Entries shown -
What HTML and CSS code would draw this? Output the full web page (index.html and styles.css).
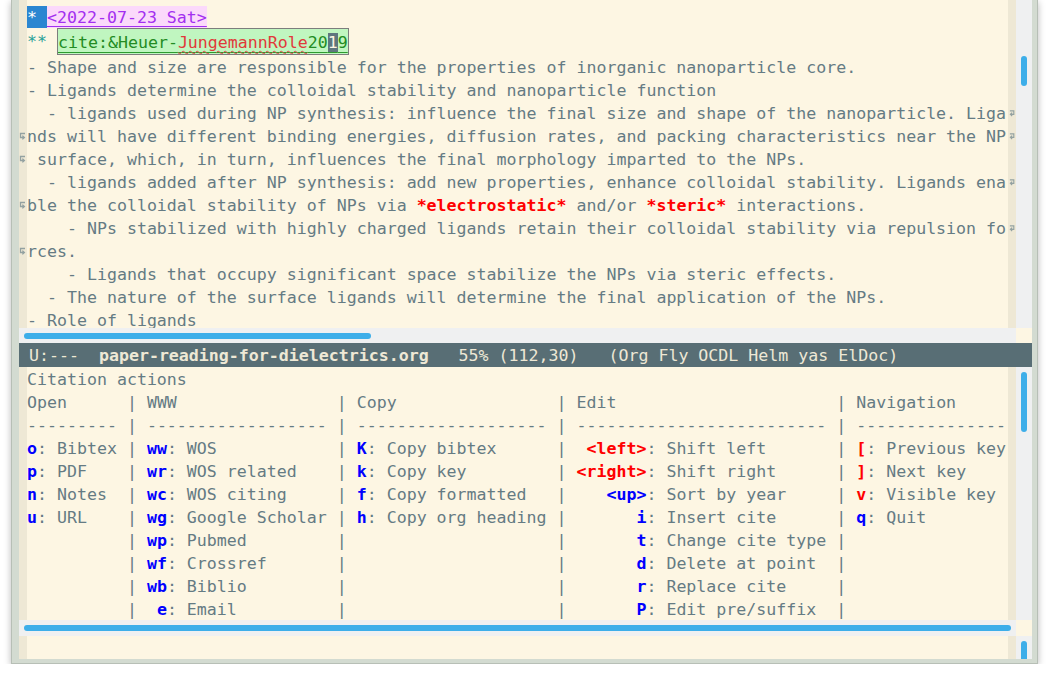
FILE: index.html
```
<!DOCTYPE html>
<html>
<head>
<meta charset="utf-8">
<link rel="stylesheet" href="styles.css">
</head>
<body>
<div class="frame">
  <div class="win top">
    <div class="win-main">
      <div class="body">
        <div class="row"><i class="lf"></i><span class="tx"><span class="star1">* </span><span class="date">&lt;2022-07-23 Sat&gt;</span></span><i class="rf"></i></div>
        <div class="row tall"><i class="lf"></i><span class="tx"><span class="star2">** </span><span class="cite">cite:&amp;Heuer-<span class="typo">JungemannRole</span>20<span class="cursor">1</span>9</span></span><i class="rf"></i></div>
        <div class="row"><i class="lf"></i><span class="tx">- Shape and size are responsible for the properties of inorganic nanoparticle core.</span><i class="rf"></i></div>
        <div class="row"><i class="lf"></i><span class="tx">- Ligands determine the colloidal stability and nanoparticle function</span><i class="rf"></i></div>
        <div class="row"><i class="lf"></i><span class="tx">  - ligands used during NP synthesis: influence the final size and shape of the nanoparticle. Liga</span><i class="rf"><svg class="arr" viewBox="0 0 8 8"><path d="M1 1.5H5.5V5.5H2M3.6 3.6L1.6 5.5L3.6 7.4"/></svg></i></div>
        <div class="row"><i class="lf"><svg class="arr" viewBox="0 0 8 8"><path d="M7 1.5H2.5V5.5H6M4.4 3.6L6.4 5.5L4.4 7.4"/></svg></i><span class="tx">nds will have different binding energies, diffusion rates, and packing characteristics near the NP</span><i class="rf"><svg class="arr" viewBox="0 0 8 8"><path d="M1 1.5H5.5V5.5H2M3.6 3.6L1.6 5.5L3.6 7.4"/></svg></i></div>
        <div class="row"><i class="lf"><svg class="arr" viewBox="0 0 8 8"><path d="M7 1.5H2.5V5.5H6M4.4 3.6L6.4 5.5L4.4 7.4"/></svg></i><span class="tx"> surface, which, in turn, influences the final morphology imparted to the NPs.</span><i class="rf"></i></div>
        <div class="row"><i class="lf"></i><span class="tx">  - ligands added after NP synthesis: add new properties, enhance colloidal stability. Ligands ena</span><i class="rf"><svg class="arr" viewBox="0 0 8 8"><path d="M1 1.5H5.5V5.5H2M3.6 3.6L1.6 5.5L3.6 7.4"/></svg></i></div>
        <div class="row"><i class="lf"><svg class="arr" viewBox="0 0 8 8"><path d="M7 1.5H2.5V5.5H6M4.4 3.6L6.4 5.5L4.4 7.4"/></svg></i><span class="tx">ble the colloidal stability of NPs via <b class="em">*electrostatic*</b> and/or <b class="em">*steric*</b> interactions.</span><i class="rf"></i></div>
        <div class="row"><i class="lf"></i><span class="tx">    - NPs stabilized with highly charged ligands retain their colloidal stability via repulsion fo</span><i class="rf"><svg class="arr" viewBox="0 0 8 8"><path d="M1 1.5H5.5V5.5H2M3.6 3.6L1.6 5.5L3.6 7.4"/></svg></i></div>
        <div class="row"><i class="lf"><svg class="arr" viewBox="0 0 8 8"><path d="M7 1.5H2.5V5.5H6M4.4 3.6L6.4 5.5L4.4 7.4"/></svg></i><span class="tx">rces.</span><i class="rf"></i></div>
        <div class="row"><i class="lf"></i><span class="tx">    - Ligands that occupy significant space stabilize the NPs via steric effects.</span><i class="rf"></i></div>
        <div class="row"><i class="lf"></i><span class="tx">  - The nature of the surface ligands will determine the final application of the NPs.</span><i class="rf"></i></div>
        <div class="row"><i class="lf"></i><span class="tx">- Role of ligands</span><i class="rf"></i></div>
      </div>
      <div class="hscroll"><div class="hthumb short"></div></div>
    </div>
    <div class="vscroll">
      <div class="vtrack"><div class="vthumb"></div></div>
      <div class="corner"></div>
    </div>
  </div>

  <div class="modeline"> U:---  <b>paper-reading-for-dielectrics.org</b>   55% (112,30)   (Org Fly OCDL Helm yas ElDoc)</div>

  <div class="win bottom">
    <div class="win-main">
      <div class="body">
        <div class="row"><i class="lf"></i><span class="tx">Citation actions</span><i class="rf"></i></div>
        <div class="row"><i class="lf"></i><span class="tx"><span class="c1">Open</span> | <span class="c2">WWW</span> | <span class="c3">Copy</span> | <span class="c4">Edit</span> | Navigation</span><i class="rf"></i></div>
        <div class="row"><i class="lf"></i><span class="tx"><span class="c1">---------</span> | <span class="c2">------------------</span> | <span class="c3">-------------------</span> | <span class="c4">-------------------------</span> | ---------------</span><i class="rf"></i></div>
        <div class="row"><i class="lf"></i><span class="tx"><span class="c1"><b class="kb">o</b>: Bibtex</span> | <span class="c2"><b class="kb">ww</b>: WOS</span> | <span class="c3"><b class="kb">K</b>: Copy bibtex</span> | <span class="c4"><b class="k4 kr">&lt;left&gt;</b>: Shift left</span> | <b class="kr">[</b>: Previous key</span><i class="rf"></i></div>
        <div class="row"><i class="lf"></i><span class="tx"><span class="c1"><b class="kb">p</b>: PDF</span> | <span class="c2"><b class="kb">wr</b>: WOS related</span> | <span class="c3"><b class="kb">k</b>: Copy key</span> | <span class="c4"><b class="k4 kr">&lt;right&gt;</b>: Shift right</span> | <b class="kr">]</b>: Next key</span><i class="rf"></i></div>
        <div class="row"><i class="lf"></i><span class="tx"><span class="c1"><b class="kb">n</b>: Notes</span> | <span class="c2"><b class="kb">wc</b>: WOS citing</span> | <span class="c3"><b class="kb">f</b>: Copy formatted</span> | <span class="c4"><b class="k4 kb">&lt;up&gt;</b>: Sort by year</span> | <b class="kr">v</b>: Visible key</span><i class="rf"></i></div>
        <div class="row"><i class="lf"></i><span class="tx"><span class="c1"><b class="kb">u</b>: URL</span> | <span class="c2"><b class="kb">wg</b>: Google Scholar</span> | <span class="c3"><b class="kb">h</b>: Copy org heading</span> | <span class="c4"><b class="k4 kb">i</b>: Insert cite</span> | <b class="kb">q</b>: Quit</span><i class="rf"></i></div>
        <div class="row"><i class="lf"></i><span class="tx"><span class="c1"></span> | <span class="c2"><b class="kb">wp</b>: Pubmed</span> | <span class="c3"></span> | <span class="c4"><b class="k4 kb">t</b>: Change cite type</span> |</span><i class="rf"></i></div>
        <div class="row"><i class="lf"></i><span class="tx"><span class="c1"></span> | <span class="c2"><b class="kb">wf</b>: Crossref</span> | <span class="c3"></span> | <span class="c4"><b class="k4 kb">d</b>: Delete at point</span> |</span><i class="rf"></i></div>
        <div class="row"><i class="lf"></i><span class="tx"><span class="c1"></span> | <span class="c2"><b class="kb">wb</b>: Biblio</span> | <span class="c3"></span> | <span class="c4"><b class="k4 kb">r</b>: Replace cite</span> |</span><i class="rf"></i></div>
        <div class="row"><i class="lf"></i><span class="tx"><span class="c1"></span> | <span class="c2"> <b class="kb">e</b>: Email</span> | <span class="c3"></span> | <span class="c4"><b class="k4 kb">P</b>: Edit pre/suffix</span> |</span><i class="rf"></i></div>
      </div>
      <div class="hscroll"><div class="hthumb long"></div></div>
    </div>
    <div class="vscroll">
      <div class="vtrack"><div class="vthumb"></div></div>
      <div class="corner"></div>
    </div>
  </div>

  <div class="mini">
    <div class="mini-main"></div>
    <div class="mini-scroll"><div class="mini-thumb"></div></div>
  </div>
</div>
</body>
</html>
```

FILE: styles.css
```
* { box-sizing: border-box; }

html, body {
  margin: 0;
  background: #ffffff;
}

body {
  font-family: "DejaVu Sans Mono", "Liberation Mono", monospace;
  font-size: 16.6px;
  color: #657b83;
}

.frame {
  margin-left: 11px;
  width: 1027px;
  height: 664px;
  background: #d3dbd1;
  border: 1px solid #b7bfb6;
  border-top: 0;
  padding: 0 5px 4px 7px;
  box-shadow: 0 2px 7px rgba(0, 0, 0, 0.28);
  display: flex;
  flex-direction: column;
}

.win { display: flex; }

.win-main {
  width: 997px;
  display: flex;
  flex-direction: column;
}

.body {
  background: linear-gradient(to right, #eee8d5 0 8px, #fdf6e3 8px 989px, #eee8d5 989px);
  overflow: hidden;
}

.top .body { height: 328px; padding-top: 5px; }
.bottom .body { height: 253px; }

.row {
  display: flex;
  height: 23px;
  line-height: 23px;
  white-space: pre;
}

.row.tall { height: 27px; line-height: 27px; }

.lf, .rf {
  width: 8px;
  flex: none;
  display: flex;
  align-items: center;
}

.tx {
  width: 981px;
  flex: none;
  overflow: hidden;
  padding-top: 1px;
}

.row.tall .tx { padding-top: 0; }

.arr {
  width: 8px;
  height: 8px;
  display: block;
  fill: none;
  stroke: #93a1a1;
  stroke-width: 1.3;
}

.lf .arr { margin-left: -1px; }
.rf .arr { margin-left: 1px; }

/* org heading line */
.star1 { background: #2b86d1; color: #ffffff; display: inline-block; }
.date {
  background: #fbd9fb;
  color: #a32ff0;
  text-decoration: underline;
  text-underline-offset: 3px;
  display: inline-block;
}

.star2 { color: #2aa198; }

.cite {
  display: inline-block;
  vertical-align: top;
  height: 27px;
  line-height: 26px;
  padding-top: 1px;
  border: 1px solid #7d7d7d;
  background: #c0f6c0;
  color: #238c23;
  text-decoration: underline #2e9a2e;
  text-underline-offset: 4px;
}

.typo {
  color: #e03a3a;
  text-decoration: underline wavy #e04848;
  text-decoration-thickness: 1px;
  text-underline-offset: 2px;
}

.cursor {
  background: #5f767e;
  color: #fdf6e3;
}

.em { color: #ff0000; font-weight: bold; }

/* citation actions table */
.c1, .c2, .c3, .c4 { display: inline-block; }
.c1 { width: 9ch; }
.c2 { width: 18ch; }
.c3 { width: 19ch; }
.c4 { width: 25ch; }

.k4 { display: inline-block; width: 7ch; text-align: right; }
.kb { color: #0000ff; font-weight: bold; }
.kr { color: #ff0000; font-weight: bold; }

/* scrollbars */
.hscroll {
  background: #eff0f1;
  padding: 5px 0 0 5px;
}
.top .hscroll { height: 15px; }
.bottom .hscroll { height: 16px; }

.hthumb {
  height: 6px;
  border-radius: 3px;
  background: #3daee9;
}
.hthumb.short { width: 347px; }
.hthumb.long { width: 987px; }

.vscroll {
  width: 16px;
  display: flex;
  flex-direction: column;
}

.vtrack {
  background: #eff0f1;
  padding-left: 5px;
}
.top .vtrack { height: 328px; padding-top: 56px; }
.bottom .vtrack { height: 253px; padding-top: 5px; }

.vthumb {
  width: 6px;
  border-radius: 3px;
  background: #3daee9;
}
.top .vthumb { height: 30px; }
.bottom .vthumb { height: 60px; }

.corner {
  flex: 1;
  background: #fdf6e3;
}

/* mode line */
.modeline {
  height: 24px;
  line-height: 24px;
  padding-top: 1px;
  background: #586e75;
  color: #eee8d5;
  white-space: pre;
}

/* minibuffer */
.mini {
  height: 23px;
  display: flex;
}

.mini-main {
  width: 997px;
  background: linear-gradient(to right, #eee8d5 0 8px, #fdf6e3 8px 989px, #eee8d5 989px);
}

.mini-scroll {
  width: 16px;
  background: #eff0f1;
  padding: 5px 0 0 5px;
  overflow: hidden;
}

.mini-thumb {
  width: 6px;
  height: 24px;
  border-radius: 3px;
  background: #3daee9;
}
```
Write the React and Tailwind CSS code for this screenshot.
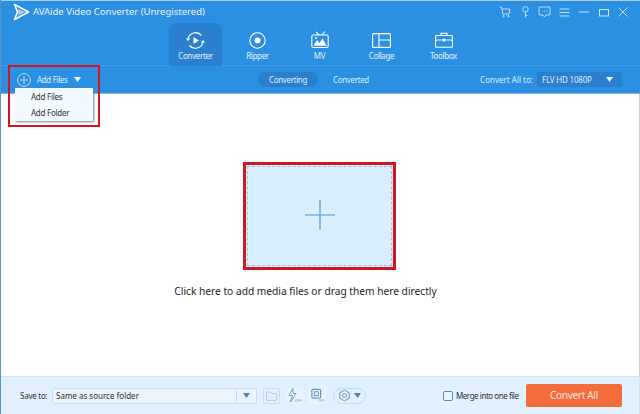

Problem -
Scan the lines for the string "code". Pick out every line that has it.

Response to the task -
What HTML and CSS code would draw this? Output the full web page (index.html and styles.css).
Write the React and Tailwind CSS code for this screenshot.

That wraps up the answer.